Solved – Statistically comparing classifiers using only confusion matrix (or average accuracies)

cross-validationmachine learningmodel selectionstatistical significance

Is it possible to perform a statistical test to determine if one classifier is better than the other using only the confusion matrices of these classifiers?

What about the average accuracies from k-fold cross validation?

I have a number confusion matrices and average accuracy for classifiers obtained through k-fold cross validation (done using RapidMiner). The data sets for these classifiers are all the same, though the splitting into folds was all done independently. What I'd like to do is, given two of these classifiers, A and B, be able to test if A is statistically better than B using only the confusion matrices and/or the average accuracies for classifiers A and B.

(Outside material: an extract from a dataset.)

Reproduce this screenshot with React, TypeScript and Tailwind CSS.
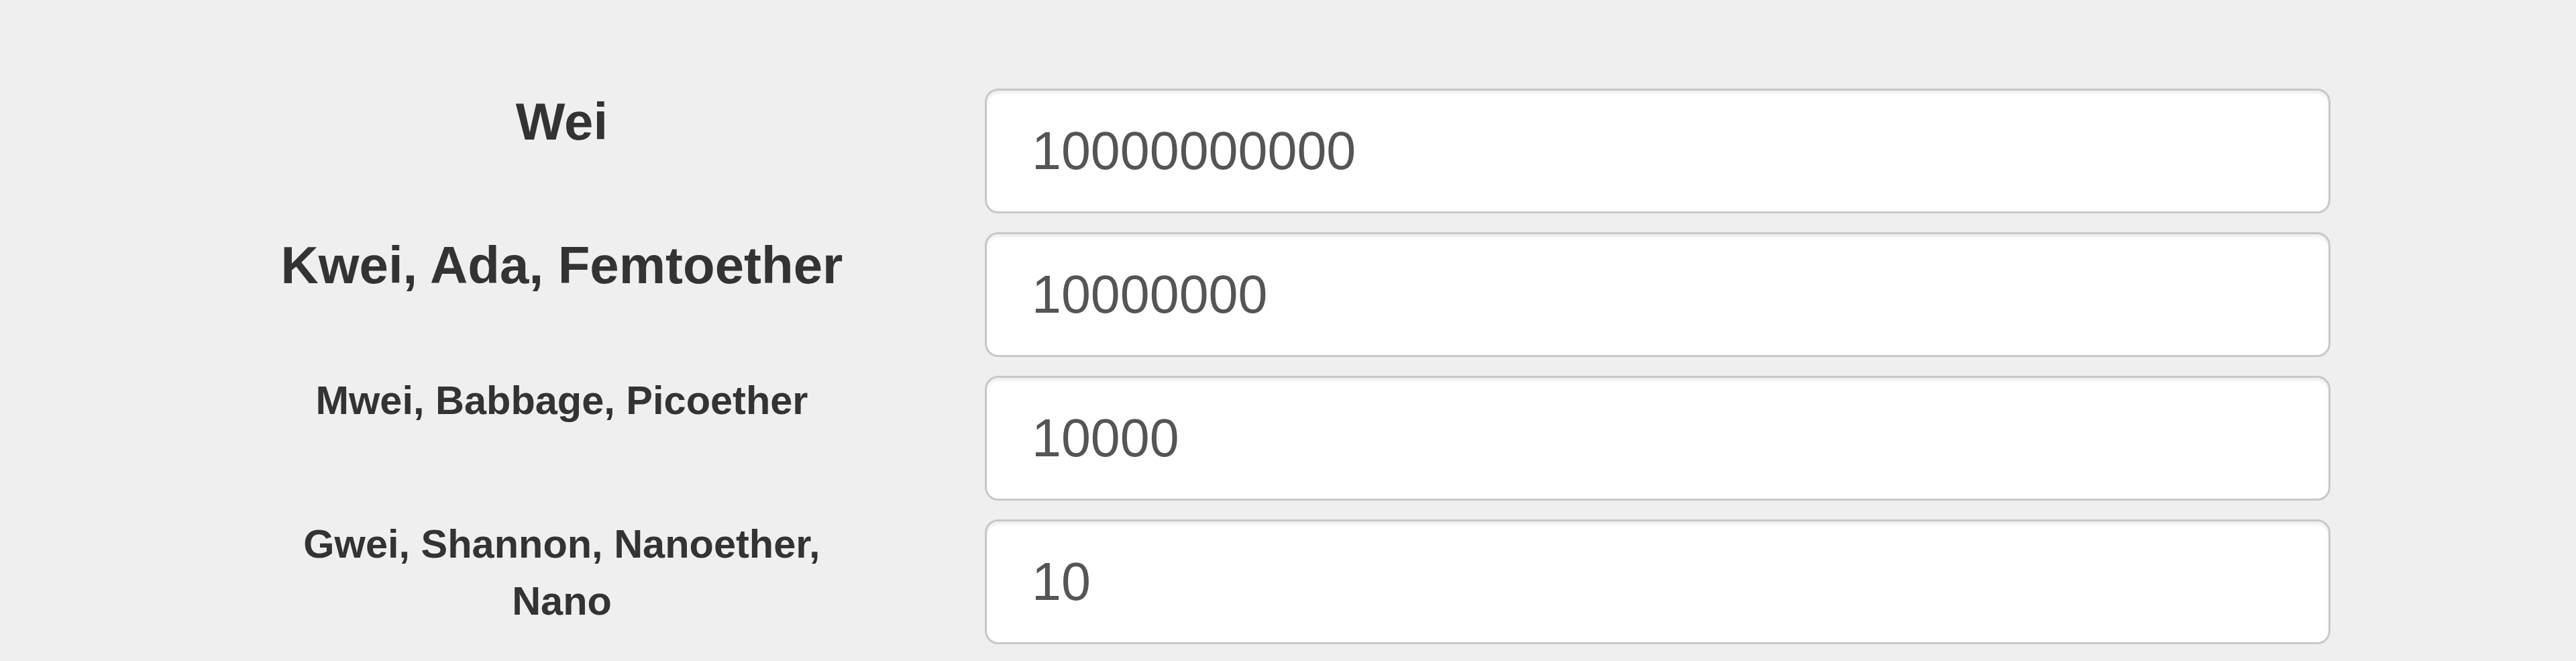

All the statistical tests I've found so far require knowing the number of samples that A classified correctly when B did not, and vice-versa. (McNemar's Test for example). I can generate this data if necessary, but I'd like to avoid it if reasonably possible.

Best Answer

You want to test whether $$p_A-p_B>0,$$ where $$p_A, p_B$$ are the accuracies of the classifiers. To test this, you need an estimate of $$p_A-p_B$$ and $$Var(p_A-p_B)=Var(p_A)+Var(p_B)-2Cov(p_A,p_B)$$. Without knowing the samples that each classifier gets right/wrong, you won't be able to estimate the covariance, thus you can't statistically compare the classifiers.